§ **WRITTEN TASK**:
Extract all lines containing "screenshot".

--- START MATERIAL SUPPLIED ---

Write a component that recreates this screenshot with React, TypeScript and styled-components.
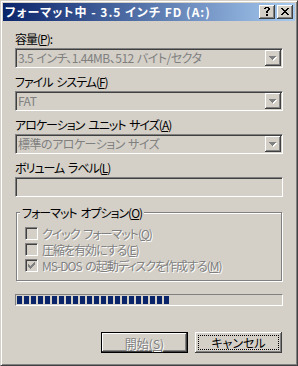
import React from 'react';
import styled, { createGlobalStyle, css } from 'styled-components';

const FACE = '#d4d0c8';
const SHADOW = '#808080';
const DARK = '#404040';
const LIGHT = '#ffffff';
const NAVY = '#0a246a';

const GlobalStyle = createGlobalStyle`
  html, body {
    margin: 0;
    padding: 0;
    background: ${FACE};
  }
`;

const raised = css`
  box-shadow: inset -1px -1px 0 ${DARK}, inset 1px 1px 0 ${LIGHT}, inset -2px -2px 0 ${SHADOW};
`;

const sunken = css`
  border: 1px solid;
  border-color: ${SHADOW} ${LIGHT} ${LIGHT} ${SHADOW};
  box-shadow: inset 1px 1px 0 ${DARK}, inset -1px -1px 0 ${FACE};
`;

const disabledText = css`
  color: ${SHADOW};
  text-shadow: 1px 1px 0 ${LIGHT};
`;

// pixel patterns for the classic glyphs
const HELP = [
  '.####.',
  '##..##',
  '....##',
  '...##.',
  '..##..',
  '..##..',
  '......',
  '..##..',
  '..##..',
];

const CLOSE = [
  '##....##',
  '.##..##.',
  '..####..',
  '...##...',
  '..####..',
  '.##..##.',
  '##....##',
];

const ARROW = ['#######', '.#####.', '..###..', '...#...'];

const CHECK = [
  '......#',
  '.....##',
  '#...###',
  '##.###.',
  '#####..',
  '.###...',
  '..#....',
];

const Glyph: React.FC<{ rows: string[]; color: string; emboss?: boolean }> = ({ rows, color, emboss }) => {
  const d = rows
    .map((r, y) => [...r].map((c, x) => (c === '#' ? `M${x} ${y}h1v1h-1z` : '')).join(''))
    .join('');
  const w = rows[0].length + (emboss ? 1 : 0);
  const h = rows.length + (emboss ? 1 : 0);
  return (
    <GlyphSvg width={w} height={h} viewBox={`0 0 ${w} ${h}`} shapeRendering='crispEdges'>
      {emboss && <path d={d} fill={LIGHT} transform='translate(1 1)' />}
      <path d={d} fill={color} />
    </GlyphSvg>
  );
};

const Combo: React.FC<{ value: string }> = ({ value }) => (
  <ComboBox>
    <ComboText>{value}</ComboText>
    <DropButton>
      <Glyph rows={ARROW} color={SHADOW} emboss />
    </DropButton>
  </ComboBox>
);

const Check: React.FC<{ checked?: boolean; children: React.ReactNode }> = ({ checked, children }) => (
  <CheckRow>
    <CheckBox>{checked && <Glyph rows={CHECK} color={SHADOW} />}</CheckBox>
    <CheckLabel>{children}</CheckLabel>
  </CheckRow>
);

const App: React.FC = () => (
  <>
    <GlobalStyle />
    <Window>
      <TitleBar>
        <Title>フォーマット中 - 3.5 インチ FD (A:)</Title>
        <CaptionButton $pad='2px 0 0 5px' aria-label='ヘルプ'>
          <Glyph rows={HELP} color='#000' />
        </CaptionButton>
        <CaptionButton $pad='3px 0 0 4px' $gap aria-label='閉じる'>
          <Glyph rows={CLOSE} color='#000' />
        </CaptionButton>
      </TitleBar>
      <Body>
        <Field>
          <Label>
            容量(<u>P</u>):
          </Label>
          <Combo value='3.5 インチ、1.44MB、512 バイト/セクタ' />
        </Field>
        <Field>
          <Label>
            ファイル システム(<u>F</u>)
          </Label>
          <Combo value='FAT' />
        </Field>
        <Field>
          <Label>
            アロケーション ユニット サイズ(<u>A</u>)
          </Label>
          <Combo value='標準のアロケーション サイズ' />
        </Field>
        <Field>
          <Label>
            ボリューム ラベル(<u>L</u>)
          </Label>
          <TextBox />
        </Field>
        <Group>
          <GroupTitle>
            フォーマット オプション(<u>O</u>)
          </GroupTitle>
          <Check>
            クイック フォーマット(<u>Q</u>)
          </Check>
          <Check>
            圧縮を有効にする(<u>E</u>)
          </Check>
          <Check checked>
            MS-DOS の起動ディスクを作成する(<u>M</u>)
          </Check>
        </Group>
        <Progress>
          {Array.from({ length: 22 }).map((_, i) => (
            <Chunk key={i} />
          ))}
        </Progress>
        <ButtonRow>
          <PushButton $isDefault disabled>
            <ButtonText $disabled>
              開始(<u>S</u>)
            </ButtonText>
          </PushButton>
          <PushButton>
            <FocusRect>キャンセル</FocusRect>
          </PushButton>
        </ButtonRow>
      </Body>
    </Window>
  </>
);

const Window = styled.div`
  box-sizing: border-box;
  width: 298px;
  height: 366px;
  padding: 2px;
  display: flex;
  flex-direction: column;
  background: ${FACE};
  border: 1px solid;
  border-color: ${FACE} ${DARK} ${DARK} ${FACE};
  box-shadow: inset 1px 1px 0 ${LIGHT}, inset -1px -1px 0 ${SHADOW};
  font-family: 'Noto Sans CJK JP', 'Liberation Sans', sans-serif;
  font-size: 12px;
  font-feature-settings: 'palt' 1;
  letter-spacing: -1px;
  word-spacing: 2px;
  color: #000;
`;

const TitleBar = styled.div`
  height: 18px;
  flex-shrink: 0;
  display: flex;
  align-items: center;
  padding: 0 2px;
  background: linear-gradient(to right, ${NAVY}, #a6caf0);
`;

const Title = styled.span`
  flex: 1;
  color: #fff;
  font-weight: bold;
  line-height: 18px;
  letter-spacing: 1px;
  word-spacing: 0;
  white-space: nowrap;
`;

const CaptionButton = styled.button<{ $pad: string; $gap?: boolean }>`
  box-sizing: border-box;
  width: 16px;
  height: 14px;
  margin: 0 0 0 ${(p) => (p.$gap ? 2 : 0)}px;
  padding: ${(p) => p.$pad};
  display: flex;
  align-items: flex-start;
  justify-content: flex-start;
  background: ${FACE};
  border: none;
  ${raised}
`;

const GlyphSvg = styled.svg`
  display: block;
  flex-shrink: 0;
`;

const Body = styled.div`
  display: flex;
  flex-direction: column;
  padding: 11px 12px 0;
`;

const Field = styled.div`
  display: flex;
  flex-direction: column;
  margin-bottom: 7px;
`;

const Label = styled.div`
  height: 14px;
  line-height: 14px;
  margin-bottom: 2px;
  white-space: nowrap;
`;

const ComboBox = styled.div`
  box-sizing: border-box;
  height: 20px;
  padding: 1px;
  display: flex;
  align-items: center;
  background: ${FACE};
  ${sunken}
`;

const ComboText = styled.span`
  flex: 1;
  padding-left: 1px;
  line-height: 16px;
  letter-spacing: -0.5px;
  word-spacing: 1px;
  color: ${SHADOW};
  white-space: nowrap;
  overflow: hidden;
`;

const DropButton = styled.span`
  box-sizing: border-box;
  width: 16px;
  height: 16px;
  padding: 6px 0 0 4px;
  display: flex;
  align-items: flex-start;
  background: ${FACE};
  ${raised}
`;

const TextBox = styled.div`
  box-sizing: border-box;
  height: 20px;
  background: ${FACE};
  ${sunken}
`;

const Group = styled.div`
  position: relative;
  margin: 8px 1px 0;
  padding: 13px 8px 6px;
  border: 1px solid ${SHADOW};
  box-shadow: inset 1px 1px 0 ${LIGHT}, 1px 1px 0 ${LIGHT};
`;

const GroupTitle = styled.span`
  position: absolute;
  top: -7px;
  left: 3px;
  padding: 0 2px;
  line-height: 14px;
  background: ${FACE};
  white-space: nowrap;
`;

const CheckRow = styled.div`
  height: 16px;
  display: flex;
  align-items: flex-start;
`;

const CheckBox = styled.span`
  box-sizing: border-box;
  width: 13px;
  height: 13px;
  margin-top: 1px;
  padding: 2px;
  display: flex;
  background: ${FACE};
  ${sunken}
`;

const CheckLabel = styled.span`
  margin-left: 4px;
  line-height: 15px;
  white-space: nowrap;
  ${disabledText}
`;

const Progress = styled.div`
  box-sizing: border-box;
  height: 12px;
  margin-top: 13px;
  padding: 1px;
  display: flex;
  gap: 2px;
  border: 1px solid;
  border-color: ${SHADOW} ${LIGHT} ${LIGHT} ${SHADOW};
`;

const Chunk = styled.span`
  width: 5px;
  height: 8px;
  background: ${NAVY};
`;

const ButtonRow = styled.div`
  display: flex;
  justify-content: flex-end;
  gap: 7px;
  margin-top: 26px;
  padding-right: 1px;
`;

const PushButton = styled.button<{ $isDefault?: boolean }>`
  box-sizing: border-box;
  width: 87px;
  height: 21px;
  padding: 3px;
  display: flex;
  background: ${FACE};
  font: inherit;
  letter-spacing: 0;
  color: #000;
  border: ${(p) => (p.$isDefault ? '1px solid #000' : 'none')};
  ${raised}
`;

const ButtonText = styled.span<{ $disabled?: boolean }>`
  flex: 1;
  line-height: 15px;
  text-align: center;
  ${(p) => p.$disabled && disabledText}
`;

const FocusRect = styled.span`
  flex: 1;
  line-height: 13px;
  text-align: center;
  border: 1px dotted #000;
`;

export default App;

--- END MATERIAL SUPPLIED ---
--- START MATERIAL SUPPLIED ---

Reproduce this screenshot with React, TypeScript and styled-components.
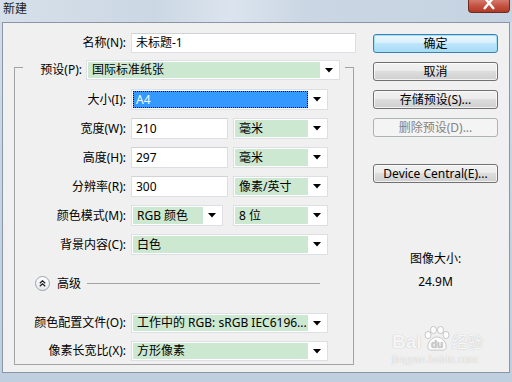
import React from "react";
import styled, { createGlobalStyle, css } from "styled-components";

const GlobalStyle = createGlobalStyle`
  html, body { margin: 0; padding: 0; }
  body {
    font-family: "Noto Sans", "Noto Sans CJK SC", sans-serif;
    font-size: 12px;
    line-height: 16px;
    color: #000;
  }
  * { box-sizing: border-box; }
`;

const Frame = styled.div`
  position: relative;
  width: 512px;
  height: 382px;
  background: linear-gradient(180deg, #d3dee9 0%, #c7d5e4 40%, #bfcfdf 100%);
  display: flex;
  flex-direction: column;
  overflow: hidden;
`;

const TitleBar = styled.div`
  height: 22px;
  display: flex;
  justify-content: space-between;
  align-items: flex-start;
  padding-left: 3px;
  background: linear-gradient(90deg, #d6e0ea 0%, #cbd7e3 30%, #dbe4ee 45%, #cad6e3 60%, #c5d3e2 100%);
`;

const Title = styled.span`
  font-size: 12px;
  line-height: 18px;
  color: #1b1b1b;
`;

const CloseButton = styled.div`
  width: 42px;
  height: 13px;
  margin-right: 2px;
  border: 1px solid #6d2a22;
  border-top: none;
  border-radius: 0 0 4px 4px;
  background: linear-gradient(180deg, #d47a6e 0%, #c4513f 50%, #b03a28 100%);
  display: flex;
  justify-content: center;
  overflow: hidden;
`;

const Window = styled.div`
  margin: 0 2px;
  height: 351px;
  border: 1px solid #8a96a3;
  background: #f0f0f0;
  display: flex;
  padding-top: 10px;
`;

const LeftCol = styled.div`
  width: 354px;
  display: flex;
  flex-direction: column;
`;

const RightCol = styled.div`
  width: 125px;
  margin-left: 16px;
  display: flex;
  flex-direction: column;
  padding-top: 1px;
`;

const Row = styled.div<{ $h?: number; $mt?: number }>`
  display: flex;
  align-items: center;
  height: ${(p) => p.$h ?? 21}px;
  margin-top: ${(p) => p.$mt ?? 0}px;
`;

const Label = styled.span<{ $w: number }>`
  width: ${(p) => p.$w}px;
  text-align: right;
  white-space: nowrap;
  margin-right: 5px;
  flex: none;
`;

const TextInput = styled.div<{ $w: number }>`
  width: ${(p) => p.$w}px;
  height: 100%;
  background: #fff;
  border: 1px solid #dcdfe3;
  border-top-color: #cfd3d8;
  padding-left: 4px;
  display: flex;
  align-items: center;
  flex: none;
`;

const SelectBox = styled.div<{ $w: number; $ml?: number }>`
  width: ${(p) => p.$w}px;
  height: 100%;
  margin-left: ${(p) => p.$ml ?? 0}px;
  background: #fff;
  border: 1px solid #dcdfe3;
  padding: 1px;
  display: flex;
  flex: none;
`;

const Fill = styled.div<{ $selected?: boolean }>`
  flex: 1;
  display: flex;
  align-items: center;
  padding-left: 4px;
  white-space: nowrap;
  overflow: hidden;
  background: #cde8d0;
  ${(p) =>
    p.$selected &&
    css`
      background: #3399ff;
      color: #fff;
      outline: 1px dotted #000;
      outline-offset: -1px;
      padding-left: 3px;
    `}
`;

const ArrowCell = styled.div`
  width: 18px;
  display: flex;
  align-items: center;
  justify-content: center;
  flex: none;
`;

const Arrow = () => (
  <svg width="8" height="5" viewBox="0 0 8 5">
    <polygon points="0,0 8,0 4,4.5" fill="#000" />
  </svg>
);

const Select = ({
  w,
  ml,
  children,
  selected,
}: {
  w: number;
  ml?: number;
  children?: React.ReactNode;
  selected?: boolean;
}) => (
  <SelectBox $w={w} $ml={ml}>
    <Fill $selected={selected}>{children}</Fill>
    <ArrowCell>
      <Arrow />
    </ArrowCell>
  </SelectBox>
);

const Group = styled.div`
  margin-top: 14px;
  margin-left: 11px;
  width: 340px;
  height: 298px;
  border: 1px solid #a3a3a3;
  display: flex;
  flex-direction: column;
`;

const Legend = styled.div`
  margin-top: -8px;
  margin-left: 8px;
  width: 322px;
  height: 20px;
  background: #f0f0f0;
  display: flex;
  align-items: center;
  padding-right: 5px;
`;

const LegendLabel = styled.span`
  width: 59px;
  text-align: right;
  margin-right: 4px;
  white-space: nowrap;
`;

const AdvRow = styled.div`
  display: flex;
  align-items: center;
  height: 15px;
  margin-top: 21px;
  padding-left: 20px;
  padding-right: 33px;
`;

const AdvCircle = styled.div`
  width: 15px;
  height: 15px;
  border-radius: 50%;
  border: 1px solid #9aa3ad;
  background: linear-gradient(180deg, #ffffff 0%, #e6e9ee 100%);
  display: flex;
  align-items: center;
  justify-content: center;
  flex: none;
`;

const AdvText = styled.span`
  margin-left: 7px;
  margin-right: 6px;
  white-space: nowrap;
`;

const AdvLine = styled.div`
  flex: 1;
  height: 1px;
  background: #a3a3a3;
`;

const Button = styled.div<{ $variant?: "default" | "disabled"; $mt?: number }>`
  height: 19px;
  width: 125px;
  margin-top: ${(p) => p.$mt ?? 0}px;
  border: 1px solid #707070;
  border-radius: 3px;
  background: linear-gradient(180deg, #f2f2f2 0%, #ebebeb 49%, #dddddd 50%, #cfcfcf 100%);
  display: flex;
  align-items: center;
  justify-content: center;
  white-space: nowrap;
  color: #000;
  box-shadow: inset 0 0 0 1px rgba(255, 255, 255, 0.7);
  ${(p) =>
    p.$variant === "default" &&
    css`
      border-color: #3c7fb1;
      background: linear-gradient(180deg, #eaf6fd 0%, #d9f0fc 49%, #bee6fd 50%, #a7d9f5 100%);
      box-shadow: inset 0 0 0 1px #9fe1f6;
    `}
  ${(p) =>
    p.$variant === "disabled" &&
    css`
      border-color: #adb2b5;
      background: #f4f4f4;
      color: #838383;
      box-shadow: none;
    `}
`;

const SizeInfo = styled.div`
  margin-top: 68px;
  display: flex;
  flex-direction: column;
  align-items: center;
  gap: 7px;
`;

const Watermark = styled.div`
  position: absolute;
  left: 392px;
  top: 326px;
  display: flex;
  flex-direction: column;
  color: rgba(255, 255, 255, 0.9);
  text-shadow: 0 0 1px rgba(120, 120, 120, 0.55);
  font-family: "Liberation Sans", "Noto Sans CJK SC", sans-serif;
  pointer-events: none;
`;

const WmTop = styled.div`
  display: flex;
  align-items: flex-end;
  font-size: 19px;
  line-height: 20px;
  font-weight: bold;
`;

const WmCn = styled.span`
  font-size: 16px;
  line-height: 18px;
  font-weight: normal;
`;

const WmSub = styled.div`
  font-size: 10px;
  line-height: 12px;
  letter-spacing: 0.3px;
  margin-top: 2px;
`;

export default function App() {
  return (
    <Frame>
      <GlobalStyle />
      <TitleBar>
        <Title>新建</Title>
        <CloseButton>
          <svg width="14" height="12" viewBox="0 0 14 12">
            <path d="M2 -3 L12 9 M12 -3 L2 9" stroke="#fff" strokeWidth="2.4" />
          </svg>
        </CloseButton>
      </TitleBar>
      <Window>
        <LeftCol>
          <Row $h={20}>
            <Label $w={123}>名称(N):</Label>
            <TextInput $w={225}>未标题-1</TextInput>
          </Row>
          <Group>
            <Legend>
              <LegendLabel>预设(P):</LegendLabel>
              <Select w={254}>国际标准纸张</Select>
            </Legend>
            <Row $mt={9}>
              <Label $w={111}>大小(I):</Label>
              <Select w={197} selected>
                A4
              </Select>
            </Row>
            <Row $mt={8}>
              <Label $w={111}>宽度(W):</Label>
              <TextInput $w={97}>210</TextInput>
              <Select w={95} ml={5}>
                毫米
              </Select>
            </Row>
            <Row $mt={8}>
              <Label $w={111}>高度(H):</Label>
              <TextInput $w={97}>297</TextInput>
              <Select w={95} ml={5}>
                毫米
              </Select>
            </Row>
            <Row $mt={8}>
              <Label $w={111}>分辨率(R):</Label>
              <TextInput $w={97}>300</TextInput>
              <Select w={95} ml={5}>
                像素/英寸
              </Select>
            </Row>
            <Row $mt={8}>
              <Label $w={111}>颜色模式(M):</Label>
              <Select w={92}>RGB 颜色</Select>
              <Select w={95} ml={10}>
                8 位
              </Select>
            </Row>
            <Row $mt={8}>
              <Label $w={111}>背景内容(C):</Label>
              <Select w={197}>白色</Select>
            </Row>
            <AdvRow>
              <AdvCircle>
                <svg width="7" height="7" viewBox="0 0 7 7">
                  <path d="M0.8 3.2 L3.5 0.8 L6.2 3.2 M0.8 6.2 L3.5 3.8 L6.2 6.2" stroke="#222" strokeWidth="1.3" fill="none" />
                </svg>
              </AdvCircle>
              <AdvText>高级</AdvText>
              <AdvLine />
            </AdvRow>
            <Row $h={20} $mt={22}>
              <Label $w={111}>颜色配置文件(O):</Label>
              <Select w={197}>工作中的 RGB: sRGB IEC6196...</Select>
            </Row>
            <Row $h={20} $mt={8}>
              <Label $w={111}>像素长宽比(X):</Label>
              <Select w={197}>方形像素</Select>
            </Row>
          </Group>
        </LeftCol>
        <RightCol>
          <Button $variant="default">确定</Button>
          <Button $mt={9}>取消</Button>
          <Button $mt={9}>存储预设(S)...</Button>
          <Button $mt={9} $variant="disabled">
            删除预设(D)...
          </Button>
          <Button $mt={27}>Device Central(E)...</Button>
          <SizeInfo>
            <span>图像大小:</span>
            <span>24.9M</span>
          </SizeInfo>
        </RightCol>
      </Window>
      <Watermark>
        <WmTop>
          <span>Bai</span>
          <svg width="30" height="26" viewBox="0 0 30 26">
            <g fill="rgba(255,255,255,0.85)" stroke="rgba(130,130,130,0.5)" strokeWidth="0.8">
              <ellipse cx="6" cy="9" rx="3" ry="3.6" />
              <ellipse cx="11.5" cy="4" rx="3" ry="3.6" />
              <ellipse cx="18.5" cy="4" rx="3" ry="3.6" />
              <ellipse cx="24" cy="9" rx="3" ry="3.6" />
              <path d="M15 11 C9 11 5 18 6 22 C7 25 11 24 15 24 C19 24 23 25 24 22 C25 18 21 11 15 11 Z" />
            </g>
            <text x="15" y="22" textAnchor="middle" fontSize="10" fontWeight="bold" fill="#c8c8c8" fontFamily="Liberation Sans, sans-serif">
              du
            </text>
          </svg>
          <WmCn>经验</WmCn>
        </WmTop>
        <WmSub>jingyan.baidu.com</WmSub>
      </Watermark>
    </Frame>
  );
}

--- END MATERIAL SUPPLIED ---

§ **ANSWER FOR THIS EXERCISE**:
Write a component that recreates this screenshot with React, TypeScript and styled-components.
Reproduce this screenshot with React, TypeScript and styled-components.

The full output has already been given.